Corrado Guerra/Il Resto del Carlino

Dalla parte dei film: possibilmente europei, impegnati e politicamente corretti. E contro tutto il resto: lo star system, il divismo, i pettegolezzi.
Lo stile con cui Felice Laudadio, direttore della 54esima Mostra internazionale del cinema di Venezia, ha messo mano al cartellone della gran kermesse che va in scena in questi giorni al Lido di Venezia calza perfettamente con la poetica storia della costruzione, alla fine della seconda guerra mondiale, del Cinema Teatro Nuovo di Cavriago: voluto dagli abitanti per le loro feste, vedere film, ballare il boogie woogie e far politica. Il film di quella storia «Pareven Furmighi», (Sembravano formiche) diretto con mano commossa e ispirata da un giovane regista torinese, Daniele Segre, è stato presentato ieri nella sezione officina Veneziana, un po' il laboratorio per eccellenza di questa rassegna palpabilmente lontana da lustrini e mondanità, ma anzi tutta proiettata su sperimentazioni e scoperte che dilatano a tutta la programmazione lo stile della “Finestra sulle immagini” della gestione di Gillo Pontecorvo dello scorso anno. Applausi a fine della proiezione – nella Sala Volpi stracolma all'interno del Palazzo del Cinema – da parte della critica specializzata, mentre in serata, davanti ai protagonisti cavriaghesi di quella storia arrivati in pullman in laguna, c'è scappata anche qualche lacrima di soddisfazione e commozione.
Successo pieno per la storia in 35 minuti di quella fantastica scommessa della ricostruzione di un semplice cinema riproposta senza forzature 47 anni dopo con i protagonisti di allora: ha rapito il baule dei ricordi e dei racconti dei nonni facendosi spazio a fatica tra le altre memorabili immagini del passamano di mattoni e calce fatti arrivare dall'Enza per far venir su lo stabile o la lotta politica con un finalissimo di riconciliazione tra le parti («Ma i fascisti non potranno mai avere asilo a Cavriago, ci hanno fatto troppo male» dice uno dei protagonisti).
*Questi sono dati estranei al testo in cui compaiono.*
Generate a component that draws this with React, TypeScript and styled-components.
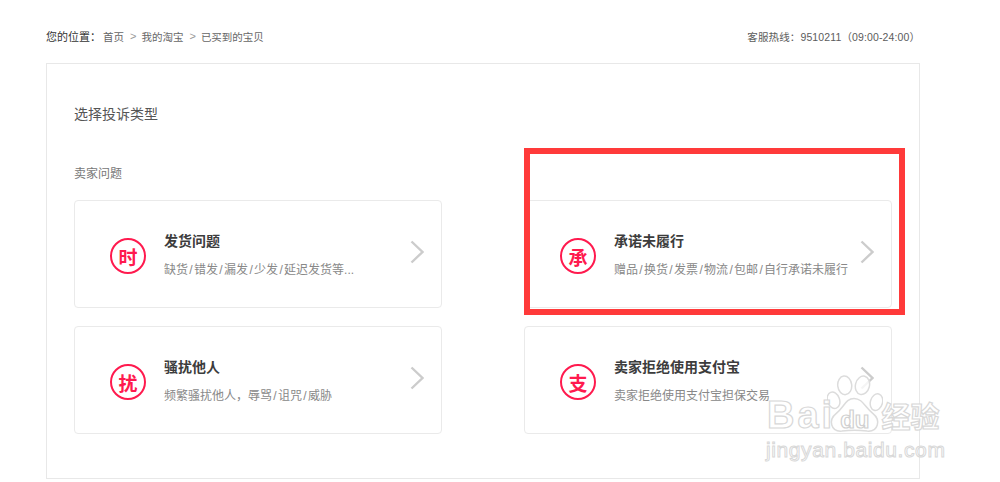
import React from 'react';
import styled, { createGlobalStyle } from 'styled-components';

const GlobalStyle = createGlobalStyle`
  html, body {
    margin: 0;
    padding: 0;
    background: #fff;
    overflow: hidden;
  }
  body {
    font-family: "Liberation Sans", "Noto Sans CJK SC", sans-serif;
  }
`;

// full-width punctuation, as in the page
const COLON = '\uFF1A';
const COMMA = '\uFF0C';
const L_PAREN = '\uFF08';
const R_PAREN = '\uFF09';

const cards = [
  { mark: '时', title: '发货问题', parts: ['缺货', '错发', '漏发', '少发', '延迟发货等...'] },
  { mark: '承', title: '承诺未履行', parts: ['赠品', '换货', '发票', '物流', '包邮', '自行承诺未履行'], highlighted: true },
  { mark: '扰', title: '骚扰他人', parts: [`频繁骚扰他人${COMMA}辱骂`, '诅咒', '威胁'] },
  { mark: '支', title: '卖家拒绝使用支付宝', parts: ['卖家拒绝使用支付宝担保交易'] },
];

export default function App() {
  return (
    <Page>
      <GlobalStyle />
      <TopBar>
        <Crumbs>
          <CrumbLabel>您的位置{COLON}</CrumbLabel>
          <span>首页</span>
          <CrumbArrow>&gt;</CrumbArrow>
          <span>我的淘宝</span>
          <CrumbArrow>&gt;</CrumbArrow>
          <span>已买到的宝贝</span>
        </Crumbs>
        <Hotline>客服热线{COLON}9510211{L_PAREN}09:00-24:00{R_PAREN}</Hotline>
      </TopBar>
      <Panel>
        <Heading>选择投诉类型</Heading>
        <SectionLabel>卖家问题</SectionLabel>
        <CardGrid>
          {cards.map((card) => (
            <Card key={card.mark}>
              <Mark>{card.mark}</Mark>
              <CardText>
                <CardTitle>{card.title}</CardTitle>
                <CardDesc>
                  {card.parts.map((part, i) => (
                    <React.Fragment key={part}>
                      {i > 0 && <Slash>/</Slash>}
                      {part}
                    </React.Fragment>
                  ))}
                </CardDesc>
              </CardText>
              <Chevron viewBox="0 0 14 24">
                <path d="M1.5 1.5 L12.5 12 L1.5 22.5" />
              </Chevron>
              {card.highlighted && <RedFrame />}
            </Card>
          ))}
        </CardGrid>
      </Panel>
      <Watermark>
        <Paw viewBox="0 0 60 62">
          <ellipse cx="19" cy="11" rx="7.5" ry="10" transform="rotate(-6 19 11)" />
          <ellipse cx="38" cy="11" rx="7.5" ry="10" transform="rotate(14 38 11)" />
          <ellipse cx="7" cy="27" rx="6.5" ry="9" transform="rotate(-20 7 27)" />
          <ellipse cx="53" cy="29" rx="6.5" ry="9" transform="rotate(16 53 29)" />
          <path d="M29 25 C38 25 41 35 49 41 C58 48 55 61 43 60 C34 59 25 59 16 60 C4 61 1 48 10 41 C18 35 20 25 29 25 Z" />
        </Paw>
        <BaiduRow>
          <BaiduWord>Bai</BaiduWord>
          <BaiduDu>du</BaiduDu>
          <JingYan>经验</JingYan>
        </BaiduRow>
        <WatermarkUrl>jingyan.baidu.com</WatermarkUrl>
      </Watermark>
    </Page>
  );
}

const Page = styled.div`
  position: relative;
  width: 1000px;
  height: 482px;
  padding: 28px 80px 0 46px;
  box-sizing: border-box;
  overflow: hidden;
`;

const TopBar = styled.div`
  display: flex;
  justify-content: space-between;
  align-items: center;
  height: 16px;
  margin-bottom: 19px;
  font-size: 10.5px;
  color: #666;
`;

const Crumbs = styled.div`
  display: flex;
  align-items: center;
`;

const CrumbLabel = styled.span`
  color: #333;
  font-size: 11px;
  margin-right: 2px;
  width: 55px;
`;

const CrumbArrow = styled.span`
  color: #999;
  font-size: 11px;
  margin: 0 5px 0 6px;
`;

const Hotline = styled.div`
  color: #5c5c5c;
  letter-spacing: 0.12px;
`;

const Panel = styled.div`
  height: 416px;
  box-sizing: border-box;
  border: 1px solid #e8e8e8;
  padding: 40px 27px 0;
`;

const Heading = styled.div`
  font-size: 14px;
  line-height: 20px;
  color: #555;
  margin-bottom: 40px;
`;

const SectionLabel = styled.div`
  font-size: 12px;
  line-height: 20px;
  color: #777;
  margin-bottom: 16px;
`;

const CardGrid = styled.div`
  display: grid;
  grid-template-columns: 368px 368px;
  grid-auto-rows: 108px;
  column-gap: 82px;
  row-gap: 18px;
`;

const Card = styled.div`
  position: relative;
  display: flex;
  align-items: center;
  box-sizing: border-box;
  padding: 0 17px 0 35px;
  border: 1px solid #eaeaea;
  border-radius: 4px;
  background: #fff;
`;

const Mark = styled.div`
  width: 36px;
  height: 36px;
  box-sizing: border-box;
  flex: none;
  display: flex;
  align-items: center;
  justify-content: center;
  margin: 4px 18px 0 0;
  border: 2px solid #ff1a4e;
  border-radius: 50%;
  color: #ff1a4e;
  font-size: 19px;
  font-weight: 700;
`;

const CardText = styled.div`
  flex: 1;
  display: flex;
  flex-direction: column;
  gap: 11px;
  padding-top: 3px;
`;

const CardTitle = styled.div`
  font-size: 14px;
  line-height: 18px;
  font-weight: 700;
  color: #3c3c3c;
`;

const CardDesc = styled.div`
  font-size: 12px;
  line-height: 18px;
  color: #888;
  white-space: nowrap;
`;

const Slash = styled.span`
  display: inline-block;
  width: 6px;
  text-align: center;
`;

const Chevron = styled.svg`
  width: 14px;
  height: 24px;
  flex: none;
  margin-bottom: 4px;
  fill: none;
  stroke: #ccc;
  stroke-width: 2.4;
`;

const RedFrame = styled.div`
  position: absolute;
  left: -1px;
  top: -53px;
  width: 381px;
  height: 167px;
  box-sizing: border-box;
  border: 6px solid #ff3a3a;
  pointer-events: none;
`;

const Watermark = styled.div`
  position: absolute;
  left: 766px;
  top: 374px;
  width: 182px;
  height: 90px;
  color: #fff;
  pointer-events: none;
`;

const Paw = styled.svg`
  position: absolute;
  left: 61px;
  top: 1px;
  width: 56px;
  height: 58px;
  fill: rgba(255, 255, 255, 0.8);
  stroke: #dcdcdc;
  stroke-width: 1.6;
`;

const BaiduRow = styled.div`
  position: absolute;
  left: 1px;
  top: 20px;
  display: flex;
  align-items: baseline;
  font-family: "Liberation Sans", sans-serif;
  font-weight: 700;
`;

const BaiduWord = styled.span`
  font-size: 38px;
  letter-spacing: 3px;
  color: rgba(255, 255, 255, 0.85);
  -webkit-text-stroke: 1.2px #d8d8d8;
`;

const BaiduDu = styled.span`
  margin-left: 5px;
  font-size: 24px;
  color: rgba(255, 255, 255, 0.85);
  -webkit-text-stroke: 1.2px #d0d0d0;
`;

const JingYan = styled.span`
  margin-left: 12px;
  font-size: 29px;
  font-family: "Noto Sans CJK SC", sans-serif;
  color: rgba(255, 255, 255, 0.85);
  -webkit-text-stroke: 1.2px #d8d8d8;
`;

const WatermarkUrl = styled.div`
  position: absolute;
  left: 0;
  top: 64px;
  font-size: 21px;
  line-height: 24px;
  letter-spacing: 0.6px;
  color: rgba(255, 255, 255, 0.85);
  -webkit-text-stroke: 1px #d8d8d8;
  white-space: nowrap;
`;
Ma la costruzione per sequenze della vicenda tra ricordi, balli, risate e confessioni degli autori di quell’avventura epica muovono a un livello di partecipazione che supera la battaglia politica di partenza, dei comunisti contro i diccì, dell'Internazionale contro il sogno ma realizzato di don Remo, parroco di San Terenziano, di «mettere a posto i cavriaghesi». Non a caso è la banda del paese a scortare l'arrivo dei primi carri con sabbia e mattoni per costruire il cinema-teatro di tutti, anche dei nemici alla Magnani, che stava coi bianchi ma era tosto come un rosso. E per questo gli va reso l'onore delle armi.
Pareven furmighi, interpretato da una sessantina di cavriaghesi tra uomini e donne tutti coi capelli bianchi che parlano solo il dialetto di Cavriago, rappresenta con una narrazione veloce ma profonda che sovrappone ricordi e testimonianze dirette, uno spaccato toccante di uno sforzo di riscatto dagli anni bui della guerra e la corsa ideale verso la ricchezza non solo economica del boom degli anni Sessanta. Un messaggio accolto in sala dai giornalisti accreditati con attenzione, segno della efficacia della storia e dei suoi valori che vanno oltre il caso di Cavriago.
Da un anno, dopo una consultazione popolare e lavori di restauro, dentro le mura del Cinema Teatro Nuovo, ha aperto i battenti la Multisala Novecento, mille posti a sedere. Il 15 settembre sulla torta di compleanno la candelina illuminerà la prima proiezione in casa del film di Segre, che diventerà anche home video.